La última película del estadounidense Mark Pellington se queda lejos de estas obras antológicas, pero, como ellas, encara con honestidad y hondura el desafío a la fe que supone la irrupción brutal del sufrimiento en la vida de las personas. Al igual que le pasó al propio cineasta cuando murió su esposa, el protagonista del filme, Henry Poole, ha caído en la desesperación tras un hecho trágico que se irá desvelando. Para recuperar la paz, Henry se traslada a un suburbio de Los Ángeles, vinculado con su propia historia. Allí, una vecina de origen mexicano, Esperanza, pretende ver el rostro de Cristo en una mancha que ha salido en una pared externa de la casa de Henry, que además parece gotear sangre. Para acallar a los crecientes devotos, Henry acepta que un sacerdote católico realice diversas pruebas científicas. Y, mientras, él comienza a intimar con otra vecina, Dawn, que cuida a su pequeña hija Millie, muda desde que de su padre les abandonó.
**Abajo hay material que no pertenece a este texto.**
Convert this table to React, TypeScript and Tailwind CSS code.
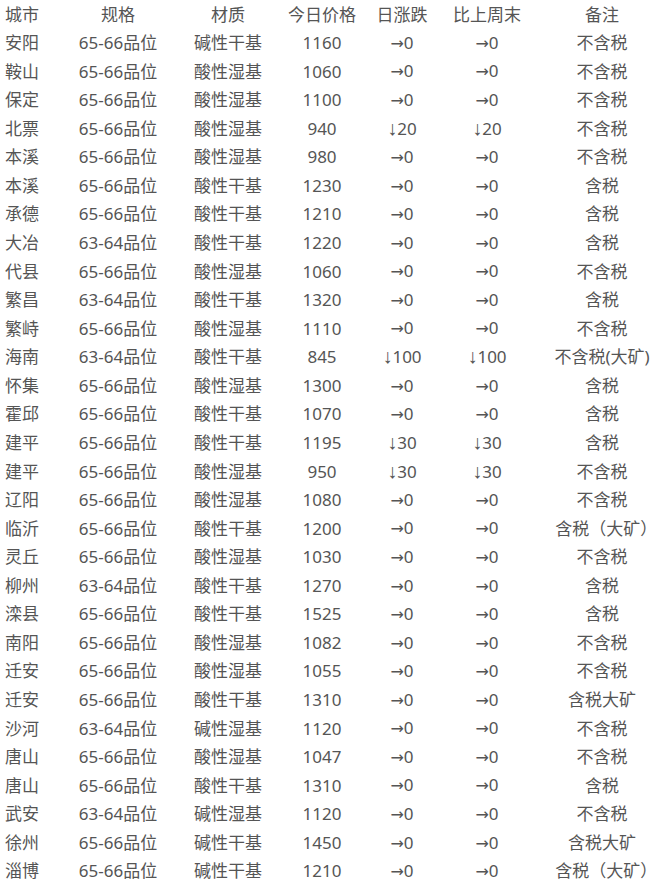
const rows: string[][] = [
  ["安阳", "65-66品位", "碱性干基", "1160", "→0", "→0", "不含税"],
  ["鞍山", "65-66品位", "酸性湿基", "1060", "→0", "→0", "不含税"],
  ["保定", "65-66品位", "酸性湿基", "1100", "→0", "→0", "不含税"],
  ["北票", "65-66品位", "酸性湿基", "940", "↓20", "↓20", "不含税"],
  ["本溪", "65-66品位", "酸性湿基", "980", "→0", "→0", "不含税"],
  ["本溪", "65-66品位", "酸性干基", "1230", "→0", "→0", "含税"],
  ["承德", "65-66品位", "酸性干基", "1210", "→0", "→0", "含税"],
  ["大冶", "63-64品位", "酸性干基", "1220", "→0", "→0", "含税"],
  ["代县", "65-66品位", "酸性湿基", "1060", "→0", "→0", "不含税"],
  ["繁昌", "63-64品位", "酸性干基", "1320", "→0", "→0", "含税"],
  ["繁峙", "65-66品位", "酸性湿基", "1110", "→0", "→0", "不含税"],
  ["海南", "63-64品位", "酸性干基", "845", "↓100", "↓100", "不含税(大矿)"],
  ["怀集", "65-66品位", "酸性湿基", "1300", "→0", "→0", "含税"],
  ["霍邱", "65-66品位", "酸性干基", "1070", "→0", "→0", "含税"],
  ["建平", "65-66品位", "酸性干基", "1195", "↓30", "↓30", "含税"],
  ["建平", "65-66品位", "酸性湿基", "950", "↓30", "↓30", "不含税"],
  ["辽阳", "65-66品位", "酸性湿基", "1080", "→0", "→0", "不含税"],
  ["临沂", "65-66品位", "酸性干基", "1200", "→0", "→0", "含税（大矿）"],
  ["灵丘", "65-66品位", "酸性湿基", "1030", "→0", "→0", "不含税"],
  ["柳州", "63-64品位", "酸性干基", "1270", "→0", "→0", "含税"],
  ["滦县", "65-66品位", "酸性干基", "1525", "→0", "→0", "含税"],
  ["南阳", "65-66品位", "酸性湿基", "1082", "→0", "→0", "不含税"],
  ["迁安", "65-66品位", "酸性湿基", "1055", "→0", "→0", "不含税"],
  ["迁安", "65-66品位", "酸性干基", "1310", "→0", "→0", "含税大矿"],
  ["沙河", "63-64品位", "碱性湿基", "1120", "→0", "→0", "不含税"],
  ["唐山", "65-66品位", "酸性湿基", "1047", "→0", "→0", "不含税"],
  ["唐山", "65-66品位", "酸性干基", "1310", "→0", "→0", "含税"],
  ["武安", "63-64品位", "碱性湿基", "1120", "→0", "→0", "不含税"],
  ["徐州", "65-66品位", "碱性干基", "1450", "→0", "→0", "含税大矿"],
  ["淄博", "65-66品位", "碱性干基", "1210", "→0", "→0", "含税（大矿）"],
];

const header = ["城市", "规格", "材质", "今日价格", "日涨跌", "比上周末", "备注"];

// the arrows in the original are a thin long → and a narrow ↓
function Change({ text }: { text: string }) {
  const arrow = text.charAt(0);
  if (arrow === "→") {
    return (
      <>
        <span className="font-['DejaVu_Sans',sans-serif] text-[16px]">{arrow}</span>
        {text.slice(1)}
      </>
    );
  }
  if (arrow === "↓") {
    return (
      <>
        <span className="font-['Liberation_Sans',sans-serif] text-[20px] leading-none">{arrow}</span>
        {text.slice(1)}
      </>
    );
  }
  return <>{text}</>;
}

function Note({ text }: { text: string }) {
  if (!text.endsWith("）")) return <>{text}</>;
  return (
    <>
      {text.slice(0, -1)}
      <span className="[font-feature-settings:'halt']">）</span>
    </>
  );
}

function Row({ cells, head }: { cells: string[]; head?: boolean }) {
  return (
    <div className="grid grid-cols-[63px_110px_110px_78px_82px_88px_1fr] h-[28.57px] items-center whitespace-nowrap">
      <div className="pl-[5px]">{cells[0]}</div>
      <div className="text-center">{cells[1]}</div>
      <div className="text-center">{cells[2]}</div>
      <div className="text-center">{cells[3]}</div>
      <div className="text-center">{head ? cells[4] : <Change text={cells[4]} />}</div>
      <div className="text-center">{head ? cells[5] : <Change text={cells[5]} />}</div>
      <div className="text-center pl-[23px]">{head ? cells[6] : <Note text={cells[6]} />}</div>
    </div>
  );
}

export default function App() {
  return (
    <div className="w-[650px] h-[881px] bg-white overflow-hidden text-[#555] text-[17px] font-['Noto_Sans','Noto_Sans_CJK_SC',sans-serif]">
      <Row cells={header} head />
      {rows.map((r, i) => (
        <Row key={i} cells={r} />
      ))}
    </div>
  );
}
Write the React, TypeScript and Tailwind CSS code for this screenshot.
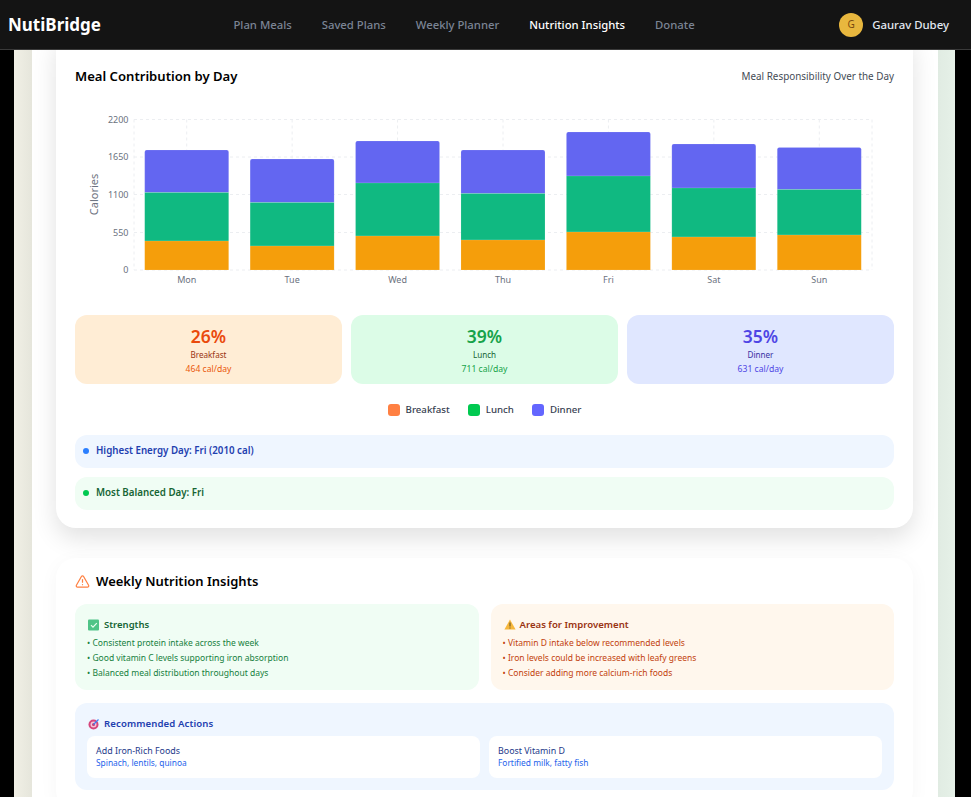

Ciertamente, Wellington abusa de los recursos del videoclip —como las canciones bonitas ilustradas con imágenes— y pierde fuerza en el desenlace. Además, quizá subraya en exceso el pulso entre ciencia y fe, cuando en realidad son aliadas. Sin embargo, dirige muy bien a sus actores y arranca varias secuencias de enorme intensidad dramática, en las que demuestra sus cualidades para la intriga y aprovecha la bellísima y audaz mirada que lanza el guión a la trascendencia humana en lo más cotidiano, a la posibilidad de los milagros, al poder de la oración y a los límites de la ciencia, sobre todo a la hora de curar el corazón y el alma.